La facilité d'emploi

Avec ces millions de petits jobs qui existent, il doit être plus facile de trouver un travail quand on est dans la galère ou tout simplement pour arrondir ses fins de mois.

Au contraire, quand ce genre de boulot n'existe pas, le marché de l'emploi devient très rigide.

La rigueur

Aux USA, il n'y a ni chômage ni RSA. Il faut gagner son argent soi-même. Avoir tous ces jobs à disposition permet de se forger la rigueur du travail plutôt que d'attendre son allocation à la fin du mois, qui favorise l'oisiveté. Ces jobs sont mal payés et sans perspective d'évolution. Cela motive à travailler plus et à prendre des risques pour obtenir un meilleur job et un meilleur salaire.

Le cercle vicieux

Quand tu consommes tous ces services, il te faut beaucoup de revenus — tu ne peux pas rester sur tes lauriers et te la couler douce — car, si tu n'as plus d'argent, tu ne peux plus utiliser tous ces services.

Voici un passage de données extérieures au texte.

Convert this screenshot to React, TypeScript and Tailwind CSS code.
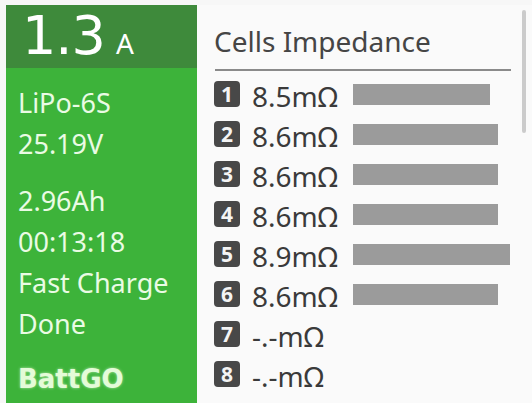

Nous n'avons pas ce problème en France, nous n'avons « d'obligatoire » à payer que le loyer, les petites factures et la nourriture. Perdre en revenus a beaucoup moins d'impact dans ce cas puisque nos frais sont minimaux.

Mais aux États-Unis, perdre en revenu veut dire ne plus pouvoir garer sa voiture quand on va au restaurant, ne plus pouvoir aller à la salle de sport, ne plus pouvoir sortir car on doit aller promener le chien ou s'occuper de son jardin, etc.

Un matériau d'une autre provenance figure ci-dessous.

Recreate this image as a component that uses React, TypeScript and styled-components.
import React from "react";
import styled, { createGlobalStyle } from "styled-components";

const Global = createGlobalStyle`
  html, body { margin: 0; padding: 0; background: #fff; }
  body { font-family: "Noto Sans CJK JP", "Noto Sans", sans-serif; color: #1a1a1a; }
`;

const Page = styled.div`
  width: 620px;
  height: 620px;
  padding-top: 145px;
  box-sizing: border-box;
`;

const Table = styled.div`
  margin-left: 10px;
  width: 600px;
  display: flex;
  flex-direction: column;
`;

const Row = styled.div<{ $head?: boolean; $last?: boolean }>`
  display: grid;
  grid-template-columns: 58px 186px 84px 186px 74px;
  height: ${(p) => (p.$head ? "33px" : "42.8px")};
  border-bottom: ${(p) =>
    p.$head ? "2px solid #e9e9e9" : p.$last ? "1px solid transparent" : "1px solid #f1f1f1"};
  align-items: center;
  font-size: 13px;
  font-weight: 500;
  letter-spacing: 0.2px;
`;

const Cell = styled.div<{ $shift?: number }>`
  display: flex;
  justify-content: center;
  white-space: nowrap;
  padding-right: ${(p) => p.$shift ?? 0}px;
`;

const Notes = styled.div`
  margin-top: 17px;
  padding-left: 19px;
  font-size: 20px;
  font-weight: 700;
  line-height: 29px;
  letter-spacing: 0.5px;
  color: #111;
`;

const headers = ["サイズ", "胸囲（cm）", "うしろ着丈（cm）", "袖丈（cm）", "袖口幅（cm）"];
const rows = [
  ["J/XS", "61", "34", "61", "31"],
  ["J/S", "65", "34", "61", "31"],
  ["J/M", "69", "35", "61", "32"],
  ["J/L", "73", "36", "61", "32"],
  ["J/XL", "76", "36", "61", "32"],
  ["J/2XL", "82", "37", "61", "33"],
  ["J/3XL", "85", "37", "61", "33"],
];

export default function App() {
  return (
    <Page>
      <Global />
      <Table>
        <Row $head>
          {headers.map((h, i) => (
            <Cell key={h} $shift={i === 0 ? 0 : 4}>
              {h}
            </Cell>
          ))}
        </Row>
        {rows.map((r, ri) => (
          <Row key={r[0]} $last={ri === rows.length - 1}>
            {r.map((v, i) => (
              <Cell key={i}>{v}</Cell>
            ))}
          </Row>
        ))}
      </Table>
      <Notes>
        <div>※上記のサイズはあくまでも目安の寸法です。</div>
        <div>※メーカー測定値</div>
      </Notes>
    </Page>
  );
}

Cela change totalement le rythme de vie. Quand on a goûté à tous ces petits avantages, ça doit être difficile de s'en défaire. Alors ça incite à travailler dur pour garder ce rythme de vie.

C'est vraiment une toute autre façon de fonctionner qu'en France.

Et si cela avait un impact bien plus important sur la société ?

Les États-Unis sont bien plus riches que l'Europe. Peut-être que l'usage intensif de divers services a une grande incidence sur cette richesse produite ?

Se délester de toutes ses petites tâches qui nous encombrent a peut-être bien plus d'importance que ce que l'on imagine.

Ce sont plein de petits stress en moins : ne pas avoir à trouver une place pour sa voiture, ne pas avoir le temps de promener son chien après une journée de travail plus longue que prévu, ne pas avoir à réfléchir à quels exercices faire pour se maintenir en forme, etc.

Avoir l'esprit plus libéré de ces tâches nous permet peut-être de décupler notre productivité au travail. À l'échelle d'un pays, cela peut représenter quelques points de PIB.

L'autre aspect intéressant est que l'argent circule beaucoup plus vite dans l'économie et surtout localement.

Quand tout le monde utilise divers services, l'argent bouge très vite et enrichit tout le monde. Quand tu paies un voiturier pour garer ta voiture au restaurant, celui-ci habite dans ta ville, sûrement à moins de 30 minutes de chez toi.

Celui-ci va à son tour payer quelqu'un pour promener son chien lorsqu'il travaille sur un gros week-end.

À son tour, le promeneur de chien va faire appel à un livreur quand il va commander à manger sur Uber Eats.

Dans une grande ville comme Chicago, l'argent tourne indéfiniment comme ça et enrichit tout le monde.

Conclusion

De notre point de vue européen, on critique beaucoup les Américains pour fonctionner ainsi. Ils gèrent mal leur argent et le dépensent dans des choses futiles.

Mais je pense que ce fonctionnement à l'opposé du nôtre a de nombreux points positifs. Nous aurions sûrement intérêt, nous Européens, à nous en inspirer.